----- THE DATA -----

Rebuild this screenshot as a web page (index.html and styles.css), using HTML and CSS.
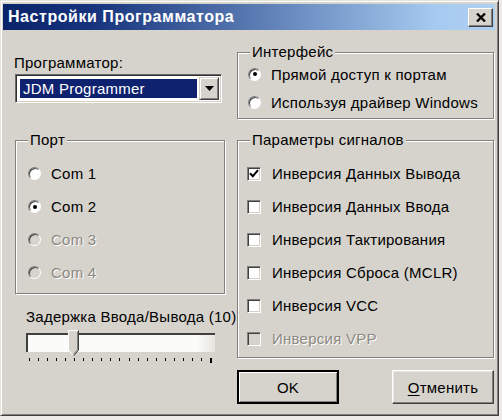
FILE: index.html
```html
<!DOCTYPE html>
<html lang="ru">
<head>
<meta charset="utf-8">
<title>Настройки Программатора</title>
<link rel="stylesheet" href="styles.css">
</head>
<body>
<div class="window">
  <div class="titlebar">
    <span class="title">Настройки Программатора</span>
    <span class="close"><svg width="10" height="9" viewBox="0 0 10 9"><path d="M1 0.5 L9 8.5 M9 0.5 L1 8.5" stroke="#000" stroke-width="2.3" fill="none"/></svg></span>
  </div>
  <div class="content">
    <div class="col">
      <div class="label">Программатор:</div>
      <div class="combo">
        <div class="combo-field"><span class="sel">JDM Programmer</span></div>
        <div class="combo-btn"><svg width="9" height="5" viewBox="0 0 9 5"><path d="M0 0 H9 L4.5 5 Z" fill="#000"/></svg></div>
      </div>
      <div class="group port">
        <span class="legend">Порт</span>
        <div class="rows port-rows">
          <div class="row"><span class="radio"></span><span>Com 1</span></div>
          <div class="row"><span class="radio on"><span class="dot"></span></span><span>Com 2</span></div>
          <div class="row disabled"><span class="radio"></span><span>Com 3</span></div>
          <div class="row disabled"><span class="radio"></span><span>Com 4</span></div>
        </div>
      </div>
      <div class="slider-label">Задержка Ввода/Вывода (10)</div>
      <div class="slider">
        <div class="track">
          <span class="thumb"><svg width="11" height="27" viewBox="0 0 11 27">
            <path d="M0.5 0.5 H10.5 V20 L5.5 26 L0.5 20 Z" fill="#d6d3cc"/>
            <path d="M0.5 20 V0.5 H10" stroke="#fff" fill="none"/>
            <path d="M10.5 0.5 V20 L5.5 26" stroke="#404040" fill="none"/>
            <path d="M9.5 1.5 V19.6 L5.5 24.4" stroke="#808080" fill="none"/>
            <path d="M0.5 20 L5 25.4" stroke="#fff" fill="none"/>
          </svg></span>
        </div>
        <div class="ticks">
          <span></span><span></span><span></span><span></span><span></span><span></span><span></span>
          <span></span><span></span><span></span><span></span><span></span><span></span><span></span>
          <span></span><span></span><span></span><span></span><span></span><span></span><span class="long"></span>
        </div>
      </div>
    </div>
    <div class="col">
      <div class="group iface">
        <span class="legend">Интерфейс</span>
        <div class="rows iface-rows">
          <div class="row"><span class="radio on"><span class="dot"></span></span><span>Прямой доступ к портам</span></div>
          <div class="row"><span class="radio"></span><span>Используя драйвер Windows</span></div>
        </div>
      </div>
      <div class="group params">
        <span class="legend">Параметры сигналов</span>
        <div class="rows params-rows">
          <div class="row"><span class="check"><svg width="10" height="9" viewBox="0 0 10 9"><path d="M1 4.2 L3.8 7.2 L9 1.2" stroke="#000" stroke-width="2" fill="none"/></svg></span><span>Инверсия Данных Вывода</span></div>
          <div class="row"><span class="check"></span><span>Инверсия Данных Ввода</span></div>
          <div class="row"><span class="check"></span><span>Инверсия Тактирования</span></div>
          <div class="row"><span class="check"></span><span>Инверсия Сброса (MCLR)</span></div>
          <div class="row"><span class="check"></span><span>Инверсия VCC</span></div>
          <div class="row disabled"><span class="check"></span><span>Инверсия VPP</span></div>
        </div>
      </div>
      <div class="buttons">
        <button class="btn default">OK</button>
        <button class="btn"><u>О</u>тменить</button>
      </div>
    </div>
  </div>
</div>
</body>
</html>
```

FILE: styles.css
```css
* { box-sizing: border-box; }
html, body { margin: 0; padding: 0; }
body {
  width: 502px;
  height: 420px;
  overflow: hidden;
  background: #ecebe8;
  font-family: "Liberation Sans", Arial, sans-serif;
  font-size: 15px;
  letter-spacing: 0.25px;
  color: #000;
}
.window {
  width: 499px;
  height: 416px;
  background: #d6d3cc;
  border: 1px solid;
  border-color: #e4e2dc #404040 #404040 #e4e2dc;
  box-shadow: inset 1px 1px 0 #fff, inset -1px -1px 0 #808080;
  padding: 3px 3px 2px 2px;
  display: flex;
  flex-direction: column;
}
.titlebar {
  height: 26px;
  flex: none;
  display: flex;
  align-items: center;
  justify-content: space-between;
  padding: 0 2px 0 5px;
  background: linear-gradient(90deg, #0a246a 0%, #16337c 18%, #a6caf0 88%, #b0d0f2 100%);
}
.title {
  color: #fff;
  font-weight: bold;
  font-size: 16px;
  letter-spacing: 0.55px;
}
.close {
  width: 25px;
  height: 19px;
  display: flex;
  align-items: center;
  justify-content: center;
  background: #d6d3cc;
  border: 1px solid;
  border-color: #fff #404040 #404040 #fff;
  box-shadow: inset -1px -1px 0 #808080;
}
.content {
  flex: 1;
  display: grid;
  grid-template-columns: 210px 257px;
  column-gap: 12px;
  padding-left: 12px;
}
.col { display: flex; flex-direction: column; min-width: 0; }
.label { margin-top: 24px; line-height: 18px; margin-left: -1px; }
.combo {
  margin-top: 2px;
  width: 207px;
  height: 29px;
  display: flex;
  border: 1px solid;
  border-color: #6a6a6a #fff #fff #6a6a6a;
  box-shadow: inset 1px 1px 0 #303030, inset -1px -1px 0 #d4d0c8;
  background: #fff;
  padding: 2px;
}
.combo-field { flex: 1; padding: 2px; }
.sel {
  display: flex;
  align-items: center;
  height: 100%;
  background: #0f2270;
  color: #fff;
  padding-left: 3px;
}
.combo-btn {
  width: 20px;
  flex: none;
  display: flex;
  align-items: center;
  justify-content: center;
  background: #d6d3cc;
  border: 1px solid;
  border-color: #d4d0c8 #404040 #404040 #d4d0c8;
  box-shadow: inset 1px 1px 0 #fff, inset -1px -1px 0 #808080;
}
.group {
  border: 1px solid #808080;
  box-shadow: inset 1px 1px 0 #fff, 1px 1px 0 #fff;
  display: flex;
  flex-direction: column;
}
.legend {
  align-self: flex-start;
  margin: -10px 0 -8px 12px;
  padding: 0 2px;
  line-height: 18px;
  background: #d6d3cc;
}
.rows { display: flex; flex-direction: column; }
.row { display: flex; align-items: center; gap: 10px; height: 33px; white-space: nowrap; }
.port { margin-top: 37px; height: 154px; }
.port-rows { padding: 16px 0 0 12px; }
.iface { margin-top: 22px; height: 67px; }
.iface-rows { padding: 7px 0 0 10px; }
.iface-rows .row { height: 28px; }
.params { margin-top: 21px; height: 218px; }
.params-rows { padding: 16px 0 0 9px; }
.params-rows .row { gap: 11px; }
.radio {
  width: 13px;
  height: 13px;
  flex: none;
  border-radius: 50%;
  background: #fff;
  border: 1px solid;
  border-color: #808080 #fff #fff #808080;
  box-shadow: inset 1px 1px 0 #404040;
  display: flex;
  align-items: center;
  justify-content: center;
}
.dot { width: 4px; height: 4px; border-radius: 50%; background: #000; }
.check {
  width: 14px;
  height: 14px;
  flex: none;
  background: #fff;
  border: 1px solid;
  border-color: #808080 #fff #fff #808080;
  box-shadow: inset 1px 1px 0 #404040, inset -1px -1px 0 #d4d0c8;
  display: flex;
  align-items: center;
  justify-content: center;
}
.disabled { color: #8c8982; text-shadow: 1px 1px 0 #fff; }
.disabled .radio, .disabled .check { background: #d6d3cc; }
.slider-label { margin-top: 14px; line-height: 18px; padding-left: 11px; white-space: nowrap; }
.slider { margin-top: 7px; padding-left: 11px; }
.track {
  position: relative;
  width: 189px;
  height: 19px;
  background: linear-gradient(90deg, #fbfbfa 0%, #fbfbfa 90%, #e6e5e1 100%);
  border-top: 2px solid #404040;
  border-left: 2px solid #404040;
}
.thumb { position: absolute; left: 40px; top: -5px; display: block; line-height: 0; }
.ticks {
  margin: 6px 0 0 3px;
  width: 183px;
  display: flex;
  justify-content: space-between;
  align-items: flex-start;
}
.ticks span { width: 1px; height: 3px; background: #000; }
.ticks span.long { width: 2px; height: 5px; }
.buttons { margin-top: 12px; display: flex; justify-content: space-between; }
.btn {
  width: 102px;
  height: 34px;
  font-family: "Liberation Sans", Arial, sans-serif;
  font-size: 15px;
  letter-spacing: 0.25px;
  color: #000;
  background: #d6d3cc;
  border: 1px solid;
  border-color: #fff #404040 #404040 #fff;
  box-shadow: inset -1px -1px 0 #808080, inset 1px 1px 0 #e8e6e0;
  padding: 0;
}
.btn.default {
  border: 2px solid #000;
  box-shadow: inset 1px 1px 0 #fff, inset -1px -1px 0 #808080;
}
.btn u { text-underline-offset: 2px; }
```
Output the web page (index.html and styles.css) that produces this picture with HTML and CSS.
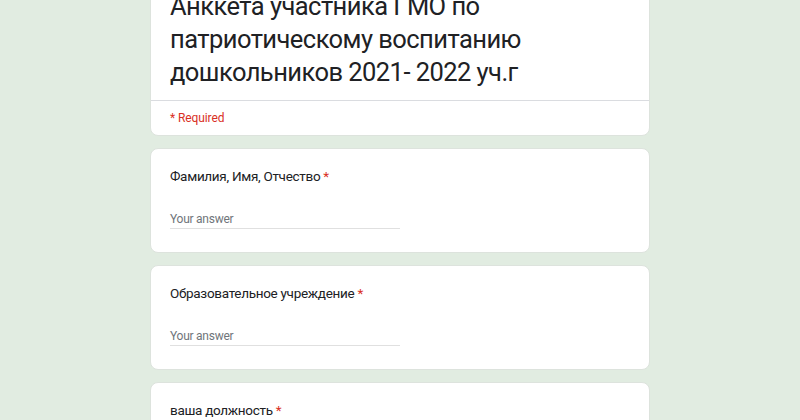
FILE: index.html
```html
<!DOCTYPE html>
<html lang="ru">
<head>
<meta charset="utf-8">
<link rel="stylesheet" href="styles.css">
</head>
<body>
<main class="form">
  <section class="card title-card">
    <div class="title-block">
      <h1 class="title">Анккета участника ГМО по патриотическому воспитанию дошкольников 2021- 2022 уч.г</h1>
    </div>
    <div class="required-note">* Required</div>
  </section>
  <section class="card question">
    <div class="label">Фамилия, Имя, Отчество <span class="star">*</span></div>
    <div class="answer">Your answer</div>
  </section>
  <section class="card question">
    <div class="label">Образовательное учреждение <span class="star">*</span></div>
    <div class="answer">Your answer</div>
  </section>
  <section class="card question">
    <div class="label">ваша должность <span class="star">*</span></div>
    <div class="answer">Your answer</div>
  </section>
</main>
</body>
</html>
```
FILE: styles.css
```css
html, body {
  margin: 0;
  padding: 0;
}
body {
  background: #e1ece1;
  font-family: Roboto, "Noto Sans", "Liberation Sans", sans-serif;
  color: #202124;
  overflow: hidden;
}
.form {
  width: 500px;
  margin: 0 auto;
  display: flex;
  flex-direction: column;
  gap: 12px;
}
.card {
  background: #fff;
  border: 1px solid #dde3dd;
  border-radius: 8px;
  box-sizing: border-box;
}
.title-card {
  margin-top: -35px;
}
.title-block {
  padding: 24px 19px 11px;
  border-bottom: 1px solid #dadce0;
}
.title {
  margin: 0;
  font-weight: 400;
  font-size: 25.5px;
  line-height: 33px;
  letter-spacing: -0.55px;
}
.required-note {
  padding: 8px 19px 8px;
  font-size: 12px;
  line-height: 18px;
  letter-spacing: -0.1px;
  color: #d93025;
}
.question {
  padding: 15px 19px 23px;
}
.label {
  font-size: 13.5px;
  line-height: 24px;
  letter-spacing: -0.3px;
}
.star {
  color: #d93025;
}
.answer {
  margin-top: 22px;
  width: 230px;
  font-size: 12px;
  line-height: 18px;
  letter-spacing: -0.25px;
  color: #70757a;
  border-bottom: 1px solid #e0e0e0;
}
```
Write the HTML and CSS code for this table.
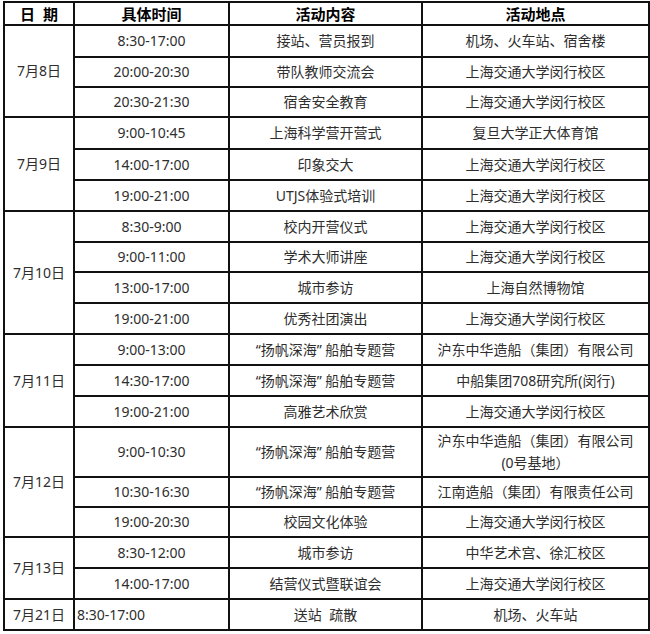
FILE: index.html
```html
<!DOCTYPE html>
<html lang="zh-CN">
<head>
<meta charset="utf-8">
<title>日程安排</title>
<link rel="stylesheet" href="styles.css">
</head>
<body>
<table class="schedule">
  <colgroup>
    <col class="c-date">
    <col class="c-time">
    <col class="c-act">
    <col class="c-place">
  </colgroup>
  <thead>
    <tr class="h23"><th>日&nbsp;&nbsp;期</th><th>具体时间</th><th>活动内容</th><th>活动地点</th></tr>
  </thead>
  <tbody>
    <tr class="h32"><td class="date" rowspan="3">7月8日</td><td>8:30-17:00</td><td>接站、营员报到</td><td>机场、火车站、宿舍楼</td></tr>
    <tr class="h30"><td>20:00-20:30</td><td>带队教师交流会</td><td>上海交通大学闵行校区</td></tr>
    <tr class="h30"><td>20:30-21:30</td><td>宿舍安全教育</td><td>上海交通大学闵行校区</td></tr>

    <tr class="h32"><td class="date" rowspan="3">7月9日</td><td>9:00-10:45</td><td>上海科学营开营式</td><td>复旦大学正大体育馆</td></tr>
    <tr class="h31"><td>14:00-17:00</td><td>印象交大</td><td>上海交通大学闵行校区</td></tr>
    <tr class="h31"><td>19:00-21:00</td><td>UTJS体验式培训</td><td>上海交通大学闵行校区</td></tr>

    <tr class="h31"><td class="date" rowspan="4">7月10日</td><td>8:30-9:00</td><td>校内开营仪式</td><td>上海交通大学闵行校区</td></tr>
    <tr class="h30"><td>9:00-11:00</td><td>学术大师讲座</td><td>上海交通大学闵行校区</td></tr>
    <tr class="h31"><td>13:00-17:00</td><td>城市参访</td><td>上海自然博物馆</td></tr>
    <tr class="h31"><td>19:00-21:00</td><td>优秀社团演出</td><td>上海交通大学闵行校区</td></tr>

    <tr class="h31"><td class="date" rowspan="3">7月11日</td><td>9:00-13:00</td><td>“扬帆深海” 船舶专题营</td><td>沪东中华造船（集团）有限公司</td></tr>
    <tr class="h31"><td>14:30-17:00</td><td>“扬帆深海” 船舶专题营</td><td>中船集团708研究所(闵行)</td></tr>
    <tr class="h31"><td>19:00-21:00</td><td>高雅艺术欣赏</td><td>上海交通大学闵行校区</td></tr>

    <tr class="h50"><td class="date" rowspan="3">7月12日</td><td>9:00-10:30</td><td>“扬帆深海” 船舶专题营</td><td class="two-line">沪东中华造船（集团）有限公司<br>(0号基地）</td></tr>
    <tr class="h30"><td>10:30-16:30</td><td>“扬帆深海” 船舶专题营</td><td>江南造船（集团）有限责任公司</td></tr>
    <tr class="h30"><td>19:00-20:30</td><td>校园文化体验</td><td>上海交通大学闵行校区</td></tr>

    <tr class="h31"><td class="date" rowspan="2">7月13日</td><td>8:30-12:00</td><td>城市参访</td><td>中华艺术宫、徐汇校区</td></tr>
    <tr class="h31"><td>14:00-17:00</td><td>结营仪式暨联谊会</td><td>上海交通大学闵行校区</td></tr>

    <tr class="h31"><td class="date">7月21日</td><td class="left">8:30-17:00</td><td>送站&nbsp;&nbsp;疏散</td><td>机场、火车站</td></tr>
  </tbody>
</table>
</body>
</html>
```

FILE: styles.css
```css
html, body {
  margin: 0;
  padding: 0;
  background: #ffffff;
}

body {
  padding: 1px 0 0 3px;
  font-family: "Noto Sans", "Noto Sans CJK SC", sans-serif;
}

.schedule {
  border-collapse: collapse;
  table-layout: fixed;
  width: 645px;
  box-shadow: 2px 2px 0 #dcdcdc;
}

.c-date { width: 70px; }
.c-time { width: 155px; }
.c-act { width: 193px; }
.c-place { width: 227px; }

.schedule th,
.schedule td {
  border: 2px solid #111111;
  padding: 0 2px;
  text-align: center;
  vertical-align: middle;
  white-space: nowrap;
  overflow: hidden;
}

.schedule th {
  font-size: 15px;
  font-weight: bold;
  color: #000000;
  line-height: 18px;
}

.schedule td {
  font-size: 14px;
  color: #2e2e2e;
  line-height: 18px;
}

.schedule td.left {
  text-align: left;
}

.schedule td.two-line {
  line-height: 22px;
}

.h23 { height: 23px; }
.h30 { height: 30px; }
.h31 { height: 31px; }
.h32 { height: 32px; }
.h50 { height: 50px; }
```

-----

**AIM OF THE TASK:**
Go through the material above and copy each line that has the word "this".

**COMPLETE OUTPUT:**
Rebuild this screenshot as a web page (index.html and styles.css), using HTML and CSS.
Output the web page (index.html and styles.css) that produces this picture with HTML and CSS.
Write the HTML and CSS code for this table.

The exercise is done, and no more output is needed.